Le Danemark face à la directive européenne sur les salaires minimums

En octobre 2022, l’Union européenne a adopté une directive visant à garantir des salaires minimums adéquats dans tous les États membres. Le Danemark, avec la Suède, s’est opposé à ce texte, qu’il considère comme une ingérence dans son modèle social. Copenhague a saisi la Cour de justice de l’UE début 2023 pour obtenir l’annulation de la directive.

Le 11 novembre 2025, la CJUE a rejeté l’essentiel de la demande danoise, tout en annulant deux articles jugés excessifs. Le Danemark reste libre de ne pas instaurer de SMIC légal, mais devra contribuer à la mise en œuvre globale de la directive. Toutefois, sa couverture collective supérieure à 80 % le dispense de toute obligation supplémentaire.

Le système danois présente plusieurs avantages notables :

  • des salaires souvent supérieurs à ceux des pays avec SMIC légal,
  • une flexibilité adaptée aux besoins sectoriels,
  • un climat social stable, avec peu de conflits ouverts.

En revanche, il présente aussi des fragilités :

  • 16 à 18 % des travailleurs ne sont pas couverts par une convention collective,
  • les salariés précaires, les migrants et les travailleurs des plateformes sont plus exposés,
  • le système reste complexe et peu lisible pour les nouveaux entrants sur le marché du travail,
  • la dépendance à un haut niveau de syndicalisation peut poser problème si la tendance au recul se poursuit.

Négociations collectives 2025 : un modèle encore solide

En avril 2025, les négociations OK25 ont abouti à plus de 20 accords collectifs dans le secteur privé, validés par 82,5 % des salariés et 100 % des employeurs.
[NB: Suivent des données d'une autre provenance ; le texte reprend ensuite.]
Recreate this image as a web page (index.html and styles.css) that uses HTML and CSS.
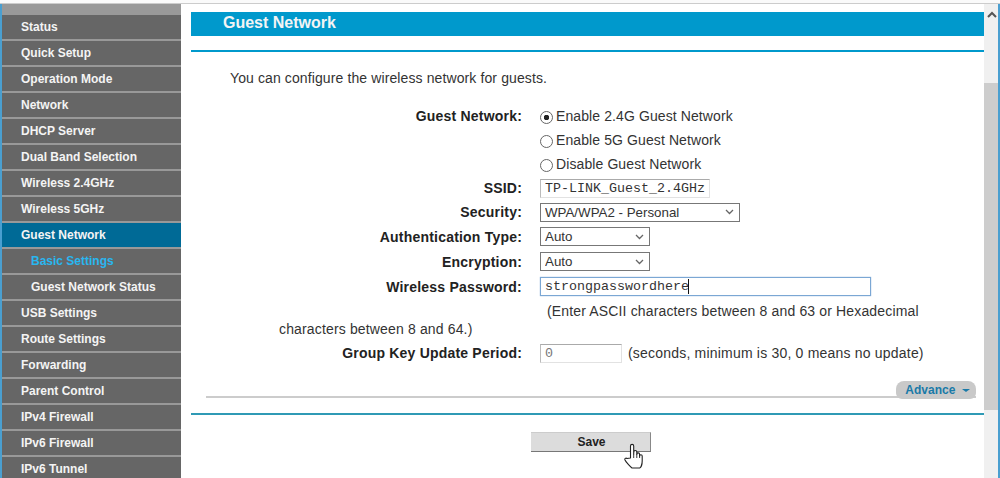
FILE: index.html
```html
<!DOCTYPE html>
<html lang="en">
<head>
    <meta charset="UTF-8">
    <title>Guest Network</title>
    <link rel="stylesheet" href="styles.css">
</head>
<body>
    <div class="top-strip"></div>
    <div class="page">
        <nav class="sidebar">
            <a class="menu-item">Status</a>
            <a class="menu-item">Quick Setup</a>
            <a class="menu-item">Operation Mode</a>
            <a class="menu-item">Network</a>
            <a class="menu-item">DHCP Server</a>
            <a class="menu-item">Dual Band Selection</a>
            <a class="menu-item">Wireless 2.4GHz</a>
            <a class="menu-item">Wireless 5GHz</a>
            <a class="menu-item active">Guest Network</a>
            <a class="menu-item sub current">Basic Settings</a>
            <a class="menu-item sub">Guest Network Status</a>
            <a class="menu-item">USB Settings</a>
            <a class="menu-item">Route Settings</a>
            <a class="menu-item">Forwarding</a>
            <a class="menu-item">Parent Control</a>
            <a class="menu-item">IPv4 Firewall</a>
            <a class="menu-item">IPv6 Firewall</a>
            <a class="menu-item">IPv6 Tunnel</a>
        </nav>

        <main class="content">
            <h1 class="title-bar">Guest Network</h1>
            <div class="rule-blue"></div>
            <p class="intro">You can configure the wireless network for guests.</p>

            <div class="form">
                <div class="row">
                    <label class="field-label">Guest Network:</label>
                    <label class="radio-line"><input type="radio" name="guest" checked>Enable 2.4G Guest Network</label>
                </div>
                <div class="row">
                    <span class="field-label"></span>
                    <label class="radio-line"><input type="radio" name="guest">Enable 5G Guest Network</label>
                </div>
                <div class="row">
                    <span class="field-label"></span>
                    <label class="radio-line"><input type="radio" name="guest">Disable Guest Network</label>
                </div>
                <div class="row">
                    <label class="field-label">SSID:</label>
                    <input class="text-input ssid" type="text" value="TP-LINK_Guest_2.4GHz">
                </div>
                <div class="row">
                    <label class="field-label">Security:</label>
                    <select class="select wide"><option>WPA/WPA2 - Personal</option></select>
                </div>
                <div class="row tall">
                    <label class="field-label">Authentication Type:</label>
                    <select class="select"><option>Auto</option></select>
                </div>
                <div class="row tall">
                    <label class="field-label">Encryption:</label>
                    <select class="select"><option>Auto</option></select>
                </div>
                <div class="row tall">
                    <label class="field-label">Wireless Password:</label>
                    <div class="password-box">
                        <input class="text-input password" type="text" value="strongpasswordhere">
                        <span class="caret"></span>
                    </div>
                </div>
                <p class="note">(Enter ASCII characters between 8 and 63 or Hexadecimal characters between 8 and 64.)</p>
                <div class="row group-row">
                    <label class="field-label">Group Key Update Period:</label>
                    <input class="text-input period" type="text" value="0">
                    <span class="hint">(seconds, minimum is 30, 0 means no update)</span>
                </div>
            </div>

            <div class="advance-line">
                <button class="advance">Advance <span class="arrow"></span></button>
            </div>
            <div class="rule-teal"></div>
            <div class="actions">
                <button class="save">Save</button>
                <svg class="hand" width="20" height="26" viewBox="0 0 20 26">
                    <path d="M6.5 15V3a1.6 1.6 0 0 1 3.2 0v8l.1-2a1.5 1.5 0 0 1 3 0v2.300a1.400 1.400 0 0 1 2.800 0V13a1.300 1.300 0 0 1 2.600 0v5c0 3.500-1.500 6.500-2.500 7H8c-1.500-1-6-6-7-8-.6-1.300.8-2.400 2-1.500z" fill="#fff" stroke="#222" stroke-width="1.100" stroke-linejoin="round"/>
                    <path d="M9.700 11v4M12.800 11v4M15.600 12v3" fill="none" stroke="#222" stroke-width=".9"/>
                </svg>
            </div>
        </main>

        <div class="scrollbar">
            <svg class="scroll-up" width="10" height="7" viewBox="0 0 10 7"><path d="M1 6l4-4 4 4" fill="none" stroke="#555" stroke-width="2"/></svg>
            <div class="thumb"></div>
        </div>
    </div>
</body>
</html>
```

FILE: styles.css
```css
html, body {
    height: 100%;
}

body {
    margin: 0;
    background-color: #fff;
    font-family: "Liberation Sans", Arial, sans-serif;
    color: #222;
    overflow: hidden;
}

.top-strip {
    height: 3px;
    background-color: #fafafa;
    border-bottom: 1px solid #ccc;
}

.page {
    display: flex;
    height: 474px;
    border-left: 2px solid #4a9fd0;
    border-right: 2px solid #4a9fd0;
}

/* left menu */
.sidebar {
    flex: none;
    width: 179px;
    margin-right: 10px;
    padding-top: 11px;
    background-color: #999;
    overflow: hidden;
}

.menu-item {
    display: block;
    height: 24px;
    margin-bottom: 2px;
    padding-left: 19px;
    background-color: #666;
    color: #f4f4f4;
    font-size: 12px;
    font-weight: bold;
    line-height: 25px;
}

.menu-item.active {
    background-color: #006a96;
}

.menu-item.sub {
    padding-left: 29px;
}

.menu-item.current {
    color: #29b6f0;
}

/* main panel */
.content {
    flex: none;
    width: 793px;
    position: relative;
}

.title-bar {
    margin: 8px 0 0;
    height: 24px;
    padding-left: 32px;
    background-color: #0099cc;
    color: #f4f4f4;
    font-size: 16px;
    font-weight: bold;
    line-height: 21px;
}

.rule-blue {
    height: 2px;
    margin-top: 14px;
    background-color: #0099cc;
}

.intro {
    margin: 18px 0 0 39px;
    font-size: 14px;
    line-height: 16px;
    letter-spacing: .11px;
    color: #333;
}

.form {
    margin-top: 18px;
}

.row {
    display: flex;
    align-items: center;
    height: 24px;
}

.row.tall {
    height: 25px;
}

.field-label {
    flex: none;
    width: 331px;
    margin-right: 18px;
    text-align: right;
    font-size: 14px;
    font-weight: bold;
    letter-spacing: .2px;
}

.radio-line {
    display: flex;
    align-items: center;
    font-size: 14px;
    letter-spacing: .1px;
    color: #333;
}

.radio-line input {
    appearance: none;
    width: 13px;
    height: 13px;
    margin: 2px 3px 0 0;
    border: 1px solid #666;
    border-radius: 50%;
    background-color: #fff;
}

.radio-line input:checked {
    background-image: radial-gradient(circle, #222 0, #222 2.500px, transparent 3px);
}

.text-input {
    box-sizing: border-box;
    height: 19px;
    padding: 0 4px;
    border: 1px solid #e2e2e2;
    border-top-color: #aaa;
    border-left-color: #bbb;
    font-family: "Liberation Mono", monospace;
    font-size: 13.333px;
    color: #333;
    background-color: #fff;
    outline: none;
}

.ssid {
    width: 170px;
}

.period {
    width: 82px;
    color: #777;
}

.select {
    appearance: none;
    box-sizing: border-box;
    width: 110px;
    height: 19px;
    padding: 0 0 0 4px;
    border: 1px solid #777;
    border-radius: 0;
    font-family: "Liberation Sans", Arial, sans-serif;
    font-size: 13.333px;
    color: #333;
    background-color: #fff;
    background-image: url("data:image/svg+xml,%3Csvg xmlns='http://www.w3.org/2000/svg' width='9' height='6'%3E%3Cpath d='M1 1l3.500 3.500L8 1' fill='none' stroke='%23666' stroke-width='1.300'/%3E%3C/svg%3E");
    background-repeat: no-repeat;
    background-position: right 5px center;
}

.select.wide {
    width: 200px;
}

.password-box {
    position: relative;
    width: 331px;
}

.password {
    display: block;
    width: 100%;
    border: 1px solid #7ba7d4;
    box-shadow: 0 0 1px #7ba7d4;
}

.caret {
    position: absolute;
    left: 148px;
    top: 2px;
    width: 1px;
    height: 15px;
    background-color: #111;
}

.note {
    margin: 3px 0 0 88px;
    width: 660px;
    text-indent: 268px;
    font-size: 14px;
    line-height: 18px;
    letter-spacing: .15px;
    color: #333;
}

.group-row {
    margin-top: 3px;
}

.hint {
    margin-left: 6px;
    font-size: 14px;
    letter-spacing: .2px;
    color: #333;
}

.advance-line {
    position: relative;
    height: 2px;
    margin: 31px 8px 0 15px;
    background-color: #ccc;
}

.advance {
    position: absolute;
    right: 0;
    bottom: -1px;
    width: 80px;
    height: 18px;
    padding: 0 0 0 3px;
    border: 0;
    border-radius: 8px 8px 6px 6px;
    background-color: #c9c9c9;
    color: #1a7aa8;
    font-family: "Liberation Sans", Arial, sans-serif;
    font-size: 12px;
    font-weight: bold;
}

.arrow {
    display: inline-block;
    margin-left: 3px;
    vertical-align: 2px;
    border-left: 4px solid transparent;
    border-right: 4px solid transparent;
    border-top: 3px solid #1a7aa8;
}

.rule-teal {
    height: 2px;
    margin-top: 15px;
    background-color: #2f9ab5;
}

.actions {
    position: relative;
    padding: 17px 0 0 340px;
}

.save {
    display: block;
    box-sizing: border-box;
    width: 120px;
    height: 20px;
    padding: 0 0 0 2px;
    border: 0;
    border-top: 1px solid #ccc;
    border-right: 1px solid #888;
    border-bottom: 1px solid #777;
    background-color: #dcdcdc;
    color: #222;
    font-family: "Liberation Sans", Arial, sans-serif;
    font-size: 12px;
    font-weight: bold;
}

.hand {
    position: absolute;
    left: 433px;
    top: 28px;
}

/* scrollbar on the right */
.scrollbar {
    flex: none;
    position: relative;
    width: 14px;
    background-color: #f0f0f0;
}

.scroll-up {
    position: absolute;
    left: 3px;
    top: 7px;
}

.thumb {
    position: absolute;
    top: 79px;
    left: 0;
    width: 100%;
    height: 327px;
    background-color: #cdcdcd;
}
```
Les hausses de salaires négociées, comprises entre 1,8 % et 1,9 % par an jusqu’en 2027, visent à protéger le pouvoir d’achat dans un contexte d’inflation maîtrisée.

Ces accords intègrent également de nouveaux enjeux : qualité de vie au travail, équilibre vie professionnelle-vie privée, droits numériques. Par ailleurs, certaines initiatives émergent pour étendre la couverture conventionnelle aux travailleurs des plateformes, comme l’accord conclu par Hilfr.dk avec le syndicat 3F dès 2018.